For years, people have been comparing machine learning and data science hackathons with real-world implications. Yet, ironically, the debates are never-ending and often ambiguous.
For instance, if you look at online hackathon platforms like Kaggle or MachineHack. These platforms allow users to find and publish data sets, explore and build models in a web-based data-science environment, collaborate/work with other data scientists and machine learning engineers, and enter the competition to solve data science and machine learning challenges across experience levels – beginners to intermediate and expert.
Sign up for your weekly dose of what's up in emerging technology.
Hackathon platforms have been serving as a test-bed for data scientists and machine learning professionals. As per Kaggle, more than 55 per cent of data scientists have less than three years of experience, and six per cent of them pursuing data science have been using machine learning for more than a decade.
There are a lot more gains than losses by participating in hackathons. Some of the benefits/advantages include:
- Learning and collaborating opportunity. Participants get to network with like-minded people and discuss their solutions/approaches to the problems. Plus, working in groups helps to approach a problem from new perspectives and collaborate to achieve results.
- Experimenting with many SOTA approaches and datasets
- At times, you end up making great contact and landing an awesome job by showcasing your passion and skills to the world.
- It is fun to participate and see how you fare on the leaderboard.
- If you win, the prize money is always a bonus, but that should not be the only criteria to participate/take part in hackathons.
In this article, we will talk about the differences between hackathon platforms and real-world machine learning projects and draw a clear conclusion between the both.
Before we delve deep into understanding the difference between hackathons and real-world machine learning projects, let’s look into a lifecycle of a machine learning project. As explained by Steve Nouri, founder, AI4Diversity, it typically involves:
- Scoping the project
- Collecting the data
- Training the model
- Deploying in production
- Repeating 2, 3, 4
Many industry experts believe that the hackathon platforms might be an amazing way to experiment and learn. Still, it only aligns with a single stage of the ML lifecycle – i.e., training the model. However, when a data scientist builds a model in the real world and optimises the metric, they need to consider the RoI, inference, re-training cost and costs in general. That is a completely missing puzzle while working on hackathon platforms.

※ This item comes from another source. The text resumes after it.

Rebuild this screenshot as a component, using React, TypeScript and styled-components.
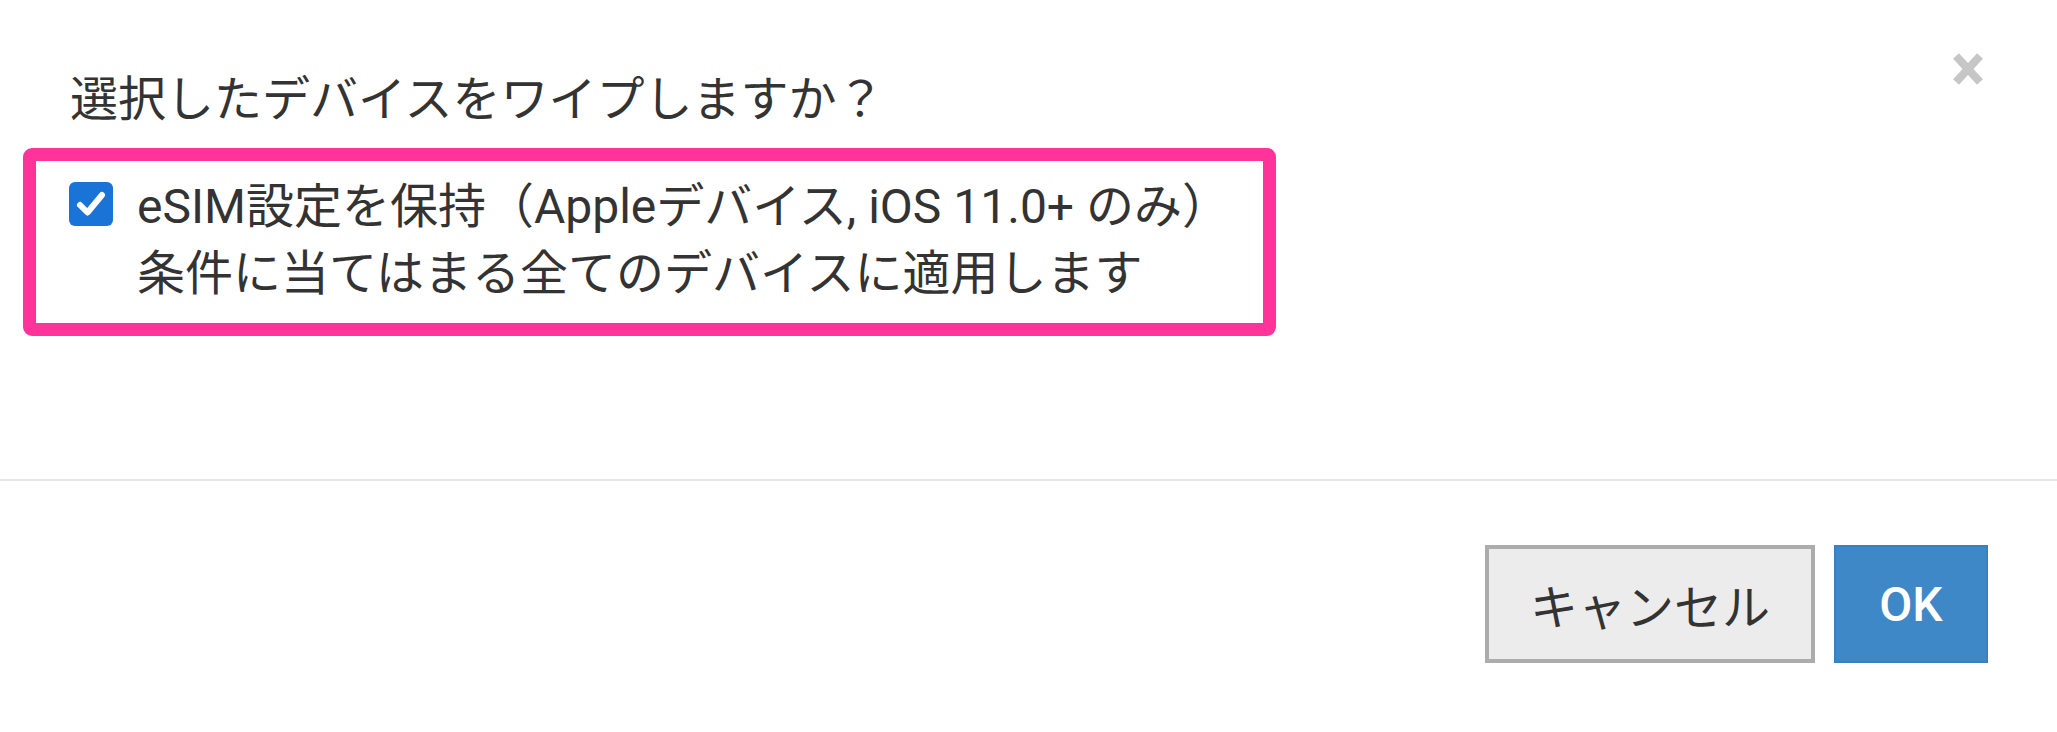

“To drive the adoption of an ML model within the business stakeholders, it is important we think about ‘interpretability’ as well,” said Sushanth Dasari, data scientist at Trust, stating that it drives a lot of key decisions in each of the steps in the life cycle, which is never the case with a hackathon.
“In real-world ML projects, 90 per cent of the time is spent on acquiring, cleaning and processing the data, often querying different databases and merging this data. The quality of the input data needs to be carefully assessed and checked for correctness, integrity, and consistency,” said Daniele Gadler, data scientist at ONE LOGIC GmbH.
Further, he said once the Ml model had been developed and deployed, a lot of time goes into monitoring, re-training the model and re-training it based on newly ingested data (MLOps). Instead, in hackathons, the data is already provided and is generally cleaner than in real-world projects. Furthermore, there are no concerns about real-world issues such as model stability, maintainability, deployability, etc. “You can just focus on developing a super-complex ‘unmaintainable’ huge model with the goal of obtaining the best performance on the data provided for the competition, hoping it will generalise on newly unseen data,” said Gadler.
Joseph Wehbe, co-founder and CEO of DAIMLAS.com, said that time is wasted improving 0.000001 accuracies on hackathon platforms, but you do not do that in the real world. It focuses only on one performance metric. However, in the real world, you focus on scalability, speed, deployment, and cost. “You don’t learn how to clean raw data. You don’t learn understanding the business problem, deployment skills, team skills interacting with leadership, and analysis to understand what ‘business problem’ you are trying to solve,” he added.
While hackathon platforms like Kaggle, MachineHack, etc., push users to explore new problems, it also helps them understand the science part well enough to do real-world work.
Hackathon platforms can be as real as real-world, but only the environments are different. For example, ‘what a gym is for athletes, hackathon platforms are for data scientists and machine learning professionals,’ – a great place to practice and learn.